PCA in Data-Dependent Noise (Correlated-PCA): Nearly Optimal Finite Sample Guarantees
Namrata Vaswani, Praneeth Narayanamurthy

TL;DR
This paper analyzes PCA performance when noise depends on the data, providing nearly optimal finite-sample guarantees under weaker correlation assumptions than previous work.
Contribution
It introduces a nearly optimal sample complexity bound for correlated-PCA with weaker assumptions on data-noise correlation.
Findings
Improved sample complexity bounds for correlated-PCA.
Weaker assumptions on data-noise correlation compared to prior work.

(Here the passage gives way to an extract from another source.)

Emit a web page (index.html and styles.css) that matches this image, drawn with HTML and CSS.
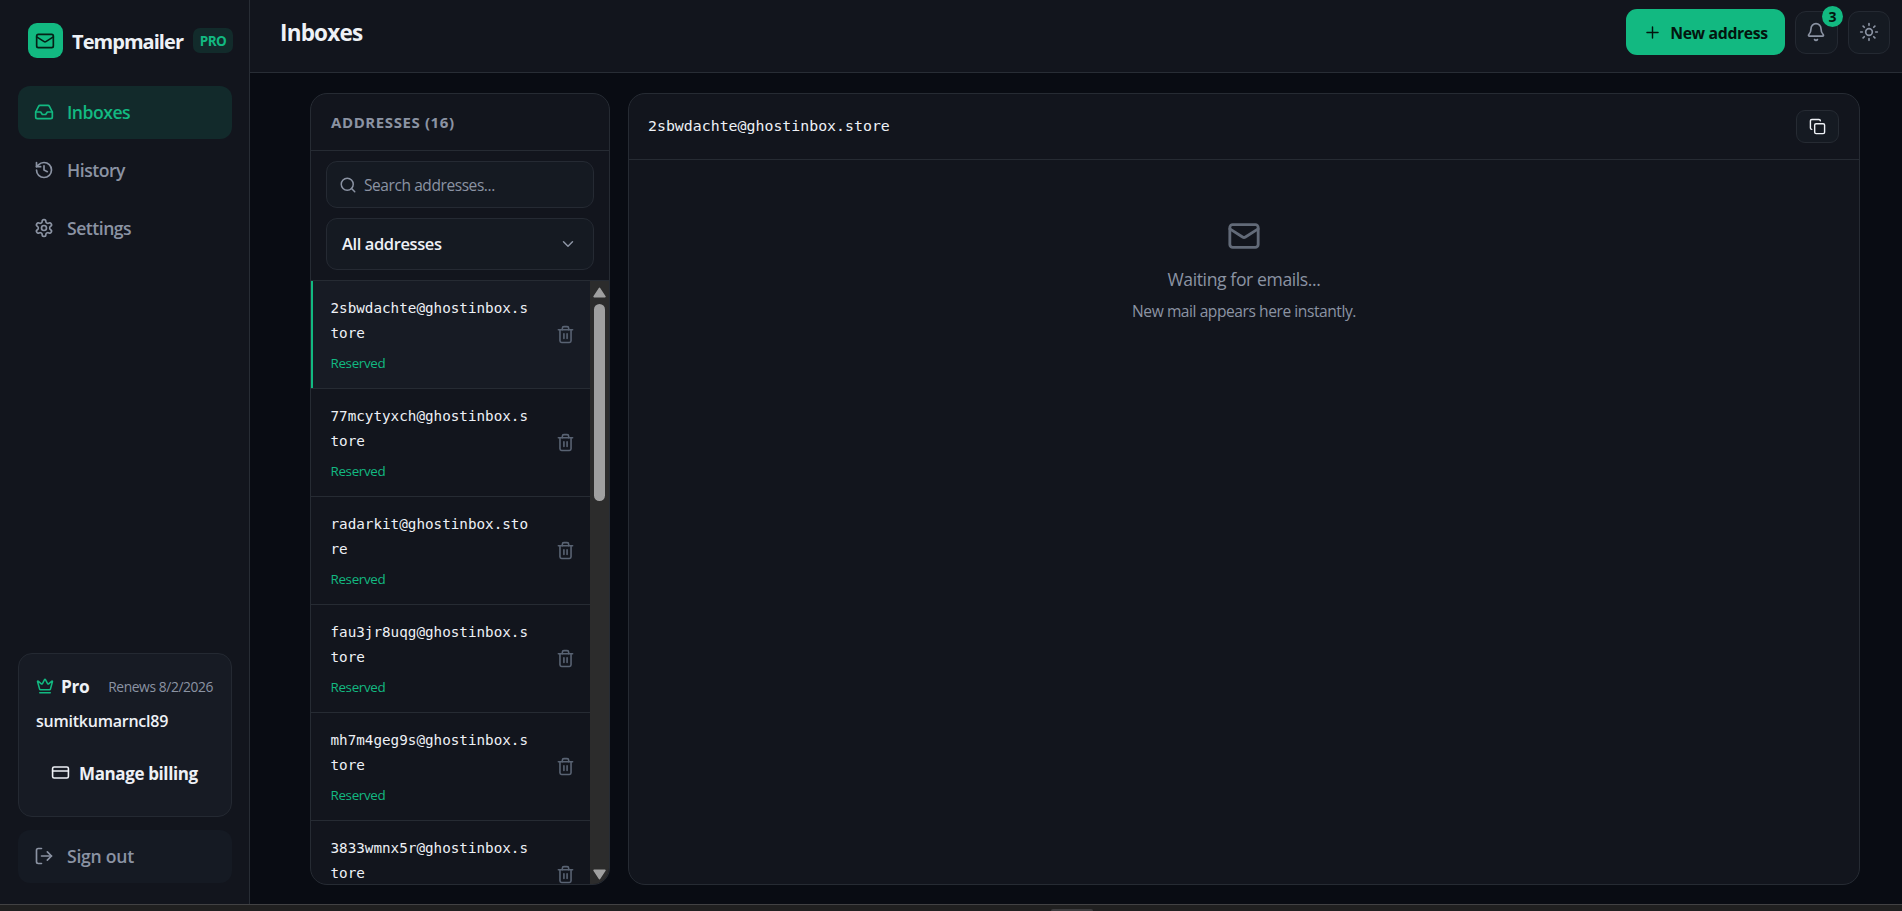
FILE: index.html
```html
<!DOCTYPE html>
<html lang="en">
<head>
<meta charset="utf-8">
<title>Inboxes - Tempmailer</title>
<link rel="stylesheet" href="styles.css">
</head>
<body>
<svg class="defs" aria-hidden="true">
  <symbol id="mail" viewBox="0 0 24 24"><rect x="2" y="4" width="20" height="16" rx="2"/><path d="m22 7-8.97 5.7a1.94 1.94 0 0 1-2.06 0L2 7"/></symbol>
  <symbol id="inbox" viewBox="0 0 24 24"><path d="M22 12h-6l-2 3h-4l-2-3H2"/><path d="M5.45 5.11 2 12v6a2 2 0 0 0 2 2h16a2 2 0 0 0 2-2v-6l-3.45-6.89A2 2 0 0 0 16.76 4H7.24a2 2 0 0 0-1.79 1.11z"/></symbol>
  <symbol id="history" viewBox="0 0 24 24"><path d="M3 12a9 9 0 1 0 9-9 9.75 9.75 0 0 0-6.74 2.74L3 8"/><path d="M3 3v5h5"/><path d="M12 7v5l4 2"/></symbol>
  <symbol id="gear" viewBox="0 0 24 24"><path d="M12.22 2h-.44a2 2 0 0 0-2 2v.18a2 2 0 0 1-1 1.73l-.43.25a2 2 0 0 1-2 0l-.15-.08a2 2 0 0 0-2.73.73l-.22.38a2 2 0 0 0 .73 2.73l.15.1a2 2 0 0 1 1 1.72v.51a2 2 0 0 1-1 1.74l-.15.09a2 2 0 0 0-.73 2.73l.22.38a2 2 0 0 0 2.73.73l.15-.08a2 2 0 0 1 2 0l.43.25a2 2 0 0 1 1 1.73V20a2 2 0 0 0 2 2h.44a2 2 0 0 0 2-2v-.18a2 2 0 0 1 1-1.73l.43-.25a2 2 0 0 1 2 0l.15.08a2 2 0 0 0 2.73-.73l.22-.39a2 2 0 0 0-.73-2.73l-.15-.08a2 2 0 0 1-1-1.74v-.5a2 2 0 0 1 1-1.74l.15-.09a2 2 0 0 0 .73-2.73l-.22-.38a2 2 0 0 0-2.73-.73l-.15.08a2 2 0 0 1-2 0l-.43-.25a2 2 0 0 1-1-1.73V4a2 2 0 0 0-2-2z"/><circle cx="12" cy="12" r="3"/></symbol>
  <symbol id="crown" viewBox="0 0 24 24"><path d="M11.562 3.266a.5.5 0 0 1 .876 0L15.39 8.87a1 1 0 0 0 1.516.294L21.183 5.5a.5.5 0 0 1 .798.519l-2.834 10.246a1 1 0 0 1-.956.734H5.81a1 1 0 0 1-.957-.734L2.02 6.02a.5.5 0 0 1 .798-.519l4.276 3.664a1 1 0 0 0 1.516-.294z"/><path d="M5 21h14"/></symbol>
  <symbol id="card" viewBox="0 0 24 24"><rect x="2" y="5" width="20" height="14" rx="2"/><path d="M2 10h20"/></symbol>
  <symbol id="logout" viewBox="0 0 24 24"><path d="M9 21H5a2 2 0 0 1-2-2V5a2 2 0 0 1 2-2h4"/><path d="m16 17 5-5-5-5"/><path d="M21 12H9"/></symbol>
  <symbol id="plus" viewBox="0 0 24 24"><path d="M5 12h14M12 5v14"/></symbol>
  <symbol id="bell" viewBox="0 0 24 24"><path d="M10.268 21a2 2 0 0 0 3.464 0"/><path d="M3.262 15.326A1 1 0 0 0 4 17h16a1 1 0 0 0 .74-1.673C19.41 13.956 18 12.499 18 8A6 6 0 0 0 6 8c0 4.499-1.411 5.956-2.738 7.326"/></symbol>
  <symbol id="sun" viewBox="0 0 24 24"><circle cx="12" cy="12" r="4"/><path d="M12 2v2M12 20v2M4.93 4.93l1.41 1.41M17.66 17.66l1.41 1.41M2 12h2M20 12h2M6.34 17.66l-1.41 1.41M19.07 4.93l-1.41 1.41"/></symbol>
  <symbol id="copy" viewBox="0 0 24 24"><rect x="8" y="8" width="14" height="14" rx="2"/><path d="M4 16c-1.1 0-2-.9-2-2V4c0-1.1.9-2 2-2h10c1.1 0 2 .9 2 2"/></symbol>
  <symbol id="search" viewBox="0 0 24 24"><circle cx="11" cy="11" r="8"/><path d="m21 21-4.3-4.3"/></symbol>
  <symbol id="chevron" viewBox="0 0 24 24"><path d="m6 9 6 6 6-6"/></symbol>
  <symbol id="trash" viewBox="0 0 24 24"><path d="M3 6h18"/><path d="M19 6v14a2 2 0 0 1-2 2H7a2 2 0 0 1-2-2V6"/><path d="M8 6V4a2 2 0 0 1 2-2h4a2 2 0 0 1 2 2v2"/><path d="M10 11v6M14 11v6"/></symbol>
</svg>
<div class="window">
  <div class="app">
    <aside class="sidebar">
      <div class="brand">
        <span class="logo"><svg class="icon"><use href="#mail"/></svg></span>
        <span class="brand-name">Tempmailer</span>
        <span class="pro-tag">PRO</span>
      </div>
      <nav class="nav">
        <a class="nav-item active"><svg class="icon"><use href="#inbox"/></svg><span>Inboxes</span></a>
        <a class="nav-item"><svg class="icon"><use href="#history"/></svg><span>History</span></a>
        <a class="nav-item"><svg class="icon"><use href="#gear"/></svg><span>Settings</span></a>
      </nav>
      <section class="plan">
        <div class="plan-row"><svg class="icon"><use href="#crown"/></svg><span class="plan-name">Pro</span><span class="renews">Renews 8/2/2026</span></div>
        <div class="user">sumitkumarncl89</div>
        <a class="billing"><svg class="icon"><use href="#card"/></svg><span>Manage billing</span></a>
      </section>
      <a class="nav-item sign-out"><svg class="icon"><use href="#logout"/></svg><span>Sign out</span></a>
    </aside>
    <div class="main">
      <header class="topbar">
        <h1 class="title">Inboxes</h1>
        <div class="actions">
          <button class="new-btn"><svg class="icon"><use href="#plus"/></svg><span>New address</span></button>
          <button class="icon-btn bell"><svg class="icon"><use href="#bell"/></svg><span class="badge">3</span></button>
          <button class="icon-btn sun"><svg class="icon"><use href="#sun"/></svg></button>
        </div>
      </header>
      <div class="content">
        <section class="panel addresses">
          <div class="addresses-head">ADDRESSES (16)</div>
          <div class="filters">
            <div class="search"><svg class="icon"><use href="#search"/></svg><span>Search addresses...</span></div>
            <div class="select"><span>All addresses</span><svg class="icon"><use href="#chevron"/></svg></div>
          </div>
          <div class="list-wrap">
            <div class="list">
              <div class="item selected"><div class="item-text"><div class="addr">2sbwdachte@ghostinbox.store</div><div class="state">Reserved</div></div><svg class="icon"><use href="#trash"/></svg></div>
              <div class="item"><div class="item-text"><div class="addr">77mcytyxch@ghostinbox.store</div><div class="state">Reserved</div></div><svg class="icon"><use href="#trash"/></svg></div>
              <div class="item"><div class="item-text"><div class="addr">radarkit@ghostinbox.store</div><div class="state">Reserved</div></div><svg class="icon"><use href="#trash"/></svg></div>
              <div class="item"><div class="item-text"><div class="addr">fau3jr8uqg@ghostinbox.store</div><div class="state">Reserved</div></div><svg class="icon"><use href="#trash"/></svg></div>
              <div class="item"><div class="item-text"><div class="addr">mh7m4geg9s@ghostinbox.store</div><div class="state">Reserved</div></div><svg class="icon"><use href="#trash"/></svg></div>
              <div class="item"><div class="item-text"><div class="addr">3833wmnx5r@ghostinbox.store</div></div><svg class="icon"><use href="#trash"/></svg></div>
            </div>
            <div class="scrollbar">
              <svg class="arrow" viewBox="0 0 12 10"><path d="M6 1.2 11 8.8H1z"/></svg>
              <div class="thumb"></div>
              <svg class="arrow" viewBox="0 0 12 10"><path d="M6 8.8 11 1.2H1z"/></svg>
            </div>
          </div>
        </section>
        <section class="panel viewer">
          <div class="viewer-head"><span class="current">2sbwdachte@ghostinbox.store</span><button class="copy-btn"><svg class="icon"><use href="#copy"/></svg></button></div>
          <div class="empty">
            <svg class="icon"><use href="#mail"/></svg>
            <div class="empty-title">Waiting for emails...</div>
            <div class="empty-note">New mail appears here instantly.</div>
          </div>
        </section>
      </div>
    </div>
  </div>
  <div class="taskbar"><div class="handle"></div></div>
</div>
</body>
</html>
```

FILE: styles.css
```css
* { box-sizing: border-box; }
body { margin: 0; background: #090c13; color: #eef1f6; font-family: "Open Sans", "Noto Sans", sans-serif; }
button { font: inherit; color: inherit; padding: 0; }
.defs { display: none; }
.icon { width: 20px; height: 20px; flex: none; fill: none; stroke: currentColor; stroke-width: 2; stroke-linecap: round; stroke-linejoin: round; }
.window { width: 1902px; height: 911px; display: flex; flex-direction: column; overflow: hidden; }
.app { flex: 1; display: flex; min-height: 0; }
.taskbar { height: 7px; background: #202020; border-top: 1px solid #424244; display: flex; align-items: flex-end; padding-left: 1051px; }
.handle { width: 42px; height: 2px; background: #3c3c3e; border-radius: 2px 2px 0 0; }

.sidebar { width: 250px; flex: none; background: #12151d; border-right: 1px solid #282d35; padding: 23px 17px 21px 18px; display: flex; flex-direction: column; }
.brand { display: flex; align-items: center; height: 35px; padding-left: 10px; margin-bottom: 28px; }
.logo { width: 35px; height: 35px; border-radius: 9px; background: #12b981; color: #052016; display: grid; place-items: center; flex: none; }
.logo .icon { width: 20px; height: 20px; margin: 0 1px 0 0; }
.brand-name { margin-left: 9px; font-size: 20px; line-height: 35px; padding-top: 2px; font-weight: 700; letter-spacing: -0.95px; width: 112px; white-space: nowrap; }
.pro-tag { margin-left: 10px; width: 40px; height: 25px; border-radius: 7px; background: #122b2b; color: #12b981; font-size: 13.5px; font-weight: 700; letter-spacing: -0.6px; display: grid; place-items: center; flex: none; }
.nav { display: flex; flex-direction: column; gap: 5px; flex: 1; }
.nav-item { height: 53px; display: flex; align-items: center; gap: 13px; padding: 0 0 1px 16px; border-radius: 12px; color: #8b93a3; font-size: 17.6px; font-weight: 600; letter-spacing: -0.5px; }
.nav-item.active { background: #122a2b; color: #12b981; }
.nav-item .icon { margin-top: -1px; }
.plan { height: 164px; margin-bottom: 13px; border: 1px solid #242932; border-radius: 14px; background: #171b24; padding: 19px 18px 0 17px; }
.plan-row { display: flex; align-items: center; height: 26px; }
.plan-row .icon { width: 18px; height: 18px; color: #12b981; }
.plan-name { margin-left: 7px; font-size: 17.3px; font-weight: 700; letter-spacing: -0.4px; }
.renews { margin-left: auto; font-size: 13.8px; letter-spacing: -0.4px; color: #8b93a3; white-space: nowrap; }
.user { height: 26px; line-height: 26px; margin: 9px 0 0; font-size: 16px; font-weight: 600; letter-spacing: -0.24px; }
.billing { display: flex; align-items: center; gap: 9px; margin-top: 26px; padding-left: 15px; height: 26px; font-size: 17px; font-weight: 700; letter-spacing: -0.38px; white-space: nowrap; }
.billing .icon { width: 19px; height: 19px; margin-top: -1px; }
.sign-out { background: #151a23; flex: none; letter-spacing: -0.25px; }

.main { flex: 1; display: flex; flex-direction: column; min-width: 0; }
.topbar { height: 73px; flex: none; background: #12151d; border-bottom: 1px solid #282d35; display: flex; justify-content: space-between; padding: 0 12px 0 30px; }
.title { margin: 0; font-size: 22.5px; line-height: 66px; font-weight: 700; letter-spacing: -0.8px; }
.actions { display: flex; align-items: center; gap: 10px; height: 64px; }
.new-btn { width: 159px; height: 46px; border: 0; border-radius: 11px; background: #12b981; color: #03150e; font-size: 15.8px; font-weight: 700; letter-spacing: -0.35px; display: flex; align-items: center; justify-content: center; gap: 8px; white-space: nowrap; }
.new-btn span { padding-top: 2px; }
.new-btn .icon { width: 19px; height: 19px; stroke-width: 1.8; }
.icon-btn { position: relative; width: 43px; height: 43px; margin-top: 1px; border: 1px solid #242932; border-radius: 11px; background: #151a22; color: #8b93a3; display: grid; place-items: center; }
.icon-btn .icon { width: 20px; height: 20px; margin: -1px 1px 0 0; }
.icon-btn.sun { width: 42px; }
.badge { position: absolute; top: -6px; right: -6px; width: 21px; height: 21px; border-radius: 50%; background: #12b981; color: #03150e; font-size: 14px; font-weight: 700; display: grid; place-items: center; }

.content { flex: 1; min-height: 0; display: flex; gap: 18px; padding: 20px 42px 19px 60px; }
.panel { background: #12151d; border: 1px solid #262b33; border-radius: 17px; overflow: hidden; display: flex; flex-direction: column; }
.addresses { width: 300px; flex: none; }
.addresses-head { height: 57px; flex: none; line-height: 56px; border-bottom: 1px solid #262b33; padding-left: 20px; color: #8b93a3; font-size: 15px; font-weight: 700; letter-spacing: 0.6px; }
.filters { flex: none; height: 130px; border-bottom: 1px solid #262b33; padding: 10px 15px 0; display: flex; flex-direction: column; gap: 10px; }
.search, .select { border: 1px solid #252a33; border-radius: 11px; background: #151a22; display: flex; align-items: center; }
.search { height: 47px; padding-left: 12px; gap: 7px; color: #8b93a3; font-size: 15.5px; letter-spacing: -0.42px; }
.search .icon { width: 18px; height: 18px; }
.select { height: 52px; justify-content: space-between; padding: 0 16px 1px 15px; font-size: 16.5px; font-weight: 600; letter-spacing: -0.4px; }
.select .icon { width: 18px; height: 18px; color: #8b93a3; }
.list-wrap { flex: 1; min-height: 0; display: flex; }
.list { flex: 1; min-width: 0; overflow: hidden; }
.item { height: 108px; border-bottom: 1px solid #262b33; display: flex; align-items: center; justify-content: space-between; padding: 0 15px 0 19.5px; color: #596373; }
.item.selected { background: #171b24; box-shadow: inset 2px 0 #12b981; }
.item .icon { width: 19px; height: 19px; }
.item-text { width: 204px; height: 78px; }
.addr { color: #eef1f6; font: 14.28px/25px "DejaVu Sans Mono", monospace; word-break: break-all; }
.state { margin-top: 5px; line-height: 24px; font-size: 13.4px; letter-spacing: -0.33px; color: #12b981; }
.scrollbar { width: 19px; flex: none; background: #2c2c2c; display: flex; flex-direction: column; align-items: center; padding: 6px 1px 4px 0; }
.arrow { width: 13px; height: 11px; fill: #a0a0a0; stroke: #a0a0a0; stroke-width: 1.5; stroke-linejoin: round; }
.thumb { width: 11px; height: 197px; margin: 6px 0 auto; border-radius: 6px; background: #a0a0a0; }

.viewer { flex: 1; min-width: 0; }
.viewer-head { height: 66px; flex: none; border-bottom: 1px solid #262b33; display: flex; align-items: center; justify-content: space-between; padding: 0 20px 0 19px; }
.current { font: 14.88px "DejaVu Sans Mono", monospace; padding-bottom: 1px; }
.copy-btn { width: 43px; height: 33px; border: 1px solid #262b33; border-radius: 9px; background: #151a22; display: grid; place-items: center; }
.copy-btn .icon { width: 17px; height: 17px; margin: -1px 1px 0 0; }
.empty { display: flex; flex-direction: column; align-items: center; padding-top: 59px; color: #8b93a3; }
.empty .icon { width: 34px; height: 34px; color: #626a78; }
.empty-title { margin-top: 10px; line-height: 32px; font-size: 17.6px; letter-spacing: -0.4px; }
.empty-note { line-height: 32px; font-size: 15.6px; letter-spacing: -0.45px; }
```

Nearly optimal guarantees for PCA with data-dependent noise.
Abstract
We study Principal Component Analysis (PCA) in a setting where a part of the corrupting noise is data-dependent and, as a result, the noise and the true data are correlated. Under a bounded-ness assumption on the true data and the noise, and a simple assumption on data-noise correlation, we obtain a nearly optimal sample complexity bound for the most commonly used PCA solution, singular value decomposition (SVD). This bound is a significant improvement over the bound obtained by Vaswani and Guo in recent work (NIPS 2016) where this "correlated-PCA" problem was first studied; and it holds under a significantly weaker data-noise correlation assumption than the one used for this earlier result.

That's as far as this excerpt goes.